O que é certo, até agora, é o peso do legado e do exemplo de um papa que foi chamado de "irrepetível". Se até Francisco a bolha do Vaticano considerava normal usar ouro e arminho ao ler a passagem do Evangelho em que Cristo multiplica pães e peixes para aplacar a fome de necessitados, isso agora passará a ser, ao menos, um tanto desconfortável.
O cardeal Bergoglio foi pioneiro em muitos pontos: o primeiro jesuíta eleito ao papado, o primeiro sul-americano, o primeiro em mais de um século a ser enterrado fora da Igreja de São Pedro. Ao menos nas últimas décadas, foi o primeiro a dispensar os aposentos luxuosos do Palácio Apostólico para se acomodar em um quarto simples na Casa Santa Marta, onde morreu.
Por isso, o ritual que se segue à morte de um pontífice precisou de uma "inovação": foram selados o quarto no qual expirou e o que deveria ter ocupado no coração do Vaticano. Pode ser interpretado como uma preparação para que volte a ser ocupado. Ainda dispensou cruz e anel de ouro, além de outros ornamentos que refletem a riqueza da Igreja Católica.
Chamar Francisco de "irrepetível" embute reconhecimento e expectativa. Boa parte da cúpula católica deseja um papa menos controverso, para dizer o mínimo. O conclave será formado, em sua maioria, por cardeais nomeados por ele, o que não significa que esteja garantido o processo de adequação do Vaticano ao mundo contemporâneo. Ele indicou progressistas e conservadores, reformistas e tradicionalistas.
Na despedida, a maioria dos jornais italianos chamou Francisco de "Papa degli ultimi", por que ele repetia as escolhas de Cristo e dava atenção "aos últimos", ou aos excluídos dos pontos de vista econômicos, sociais, raciais e até nacionais – sua primeira saída do Vaticano, depois de se tornar papa, foi a Lampedusa, ilha no sul da Itália onde ainda hoje chegam sobreviventes de travessias.
Um barco foi o símbolo que escolheu para toda a humanidade que atravessava a tempestade da pandemia de covid-19 quando foi, sozinho, à Praça São Pedro. Foi uma das imagens mais emblemáticas de seu pontificado. Teria preferido ser chamado de papa da inclusão, porque sempre repetia que a Igreja Católica deveria ser de "tutti, tutti, tutti" (todos, todos, todos).
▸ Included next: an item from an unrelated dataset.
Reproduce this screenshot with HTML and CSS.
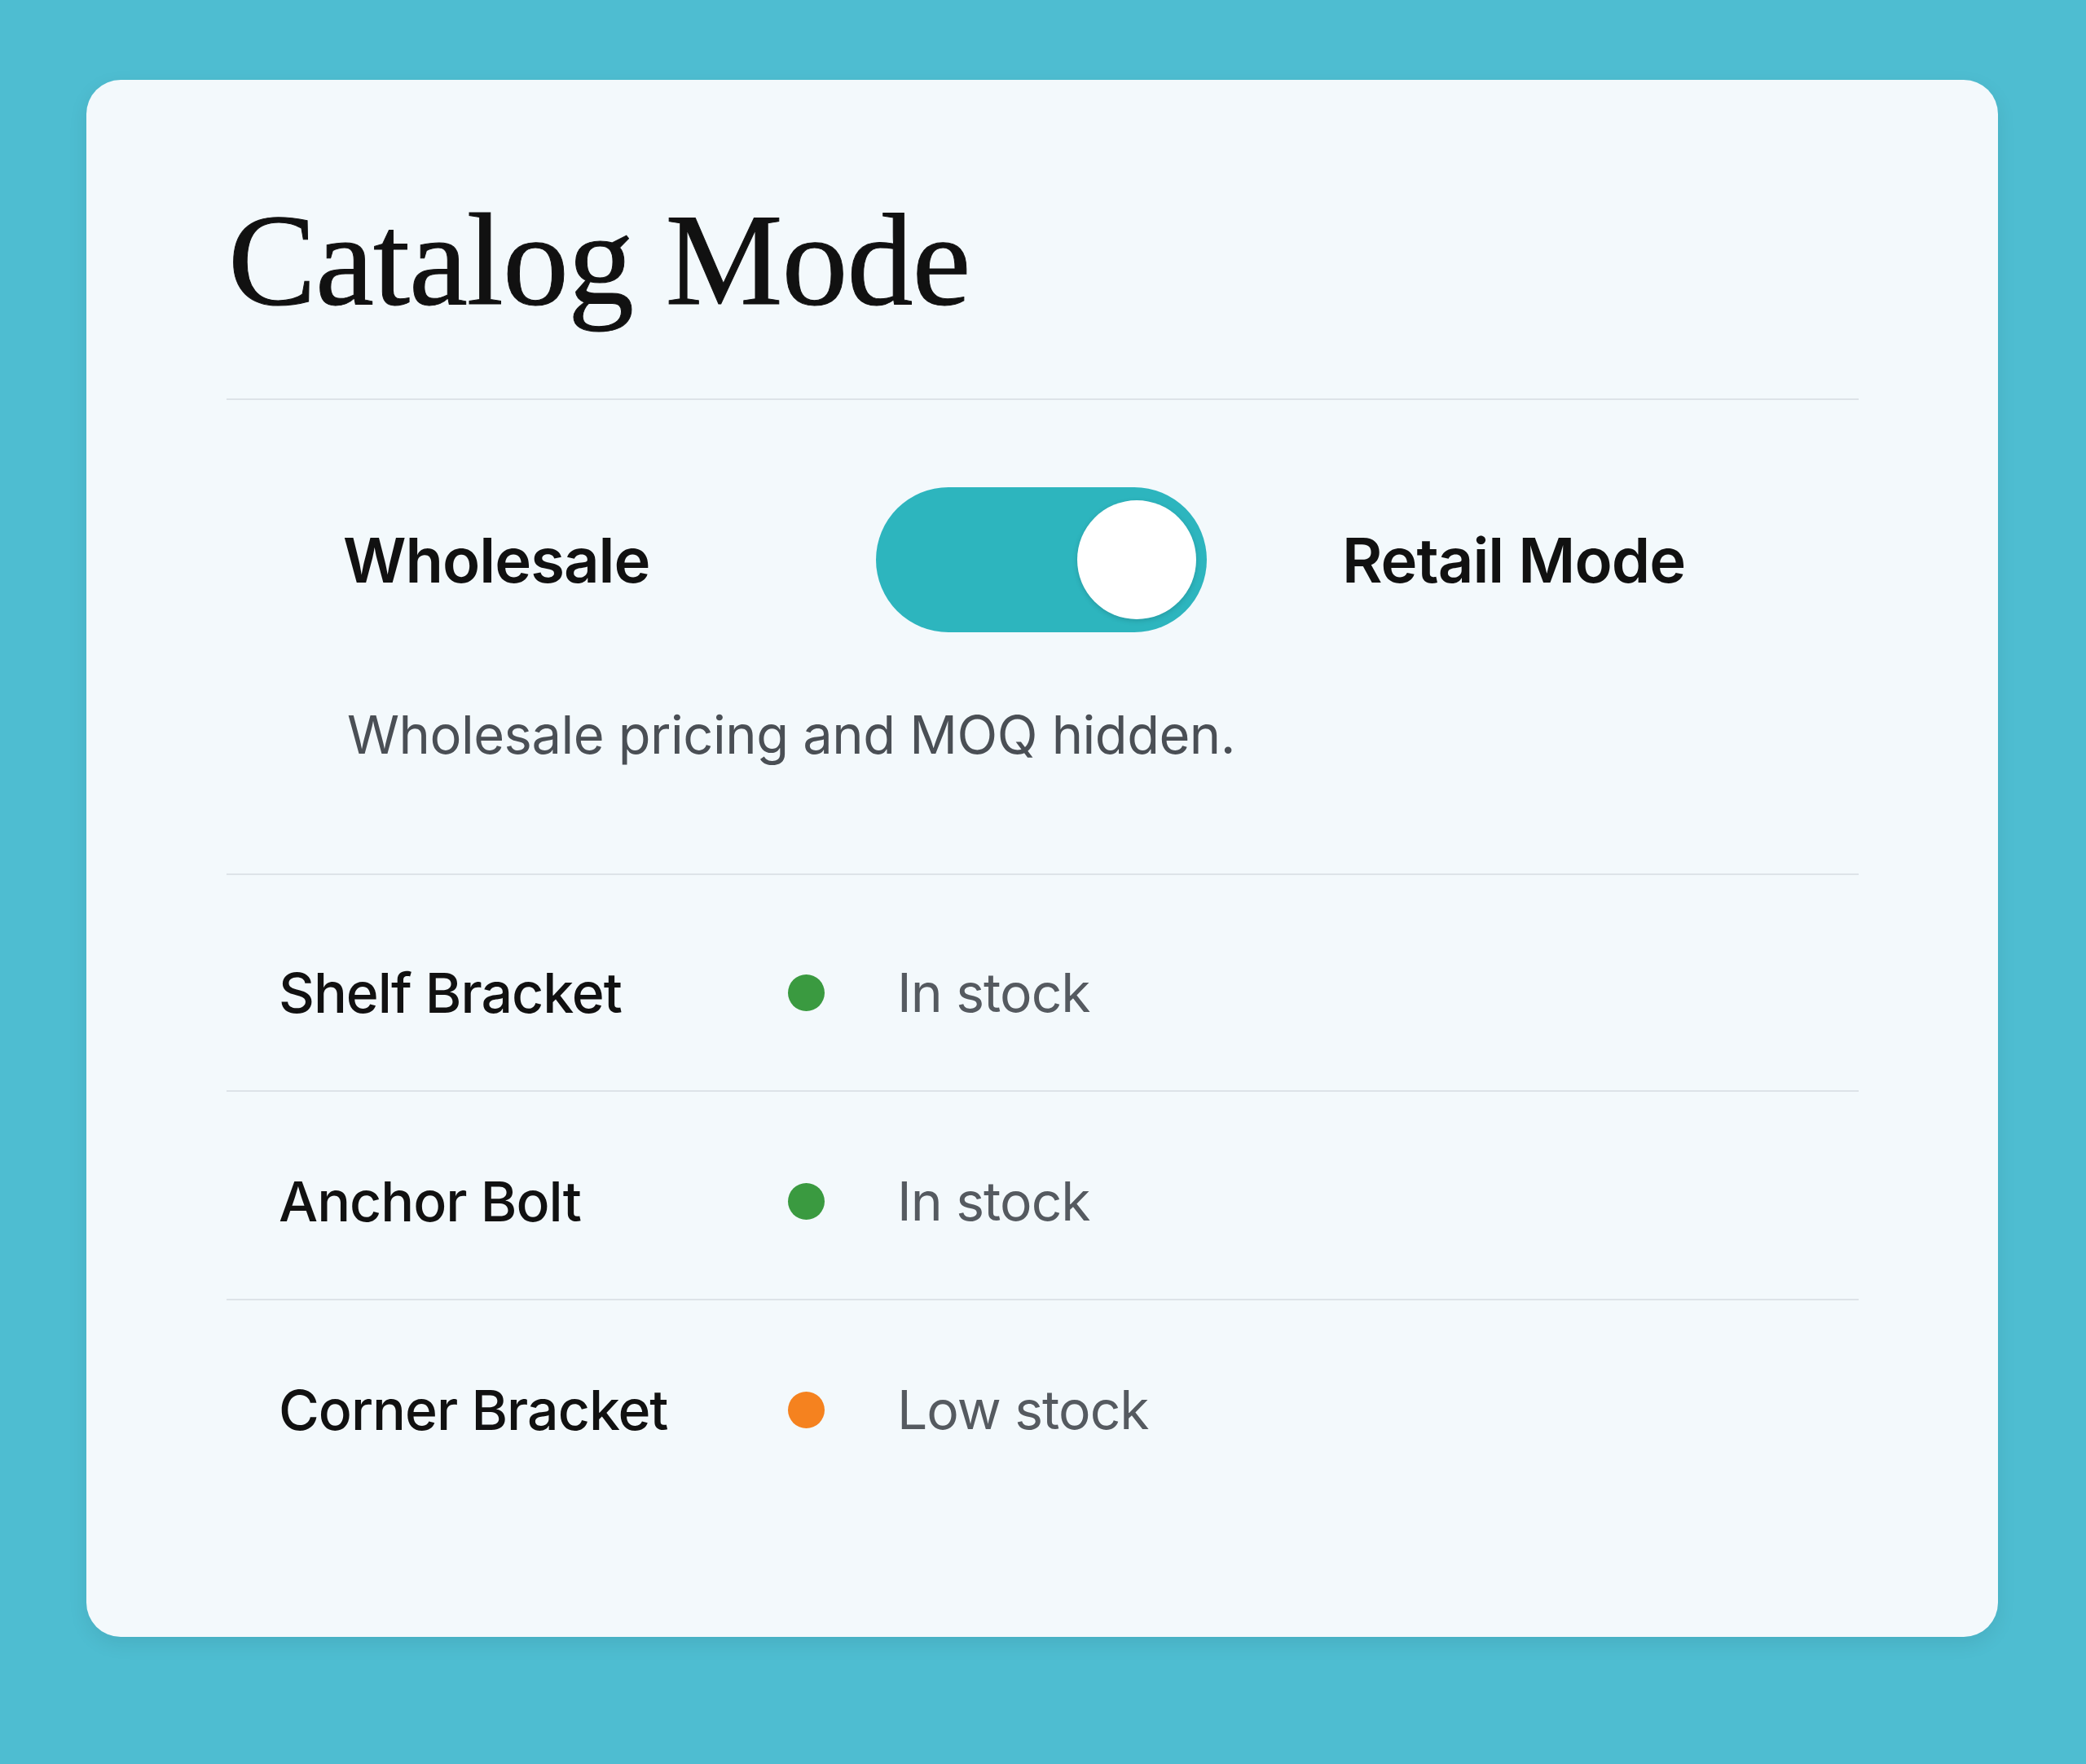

Toda a pompa já disfuncional pode até retornar – assim como a incômoda repetição das contradições da humanidade, que é mais rica e mais desigual do que nunca. Mas depois do papa com o nome do santo que questionou o contraste entre a riqueza da Igreja Católica e a miséria dos que eram, segundo o Evangelho, os preferidos de Jesus, o crucifixo de ouro e a indiferença vão pesar mais.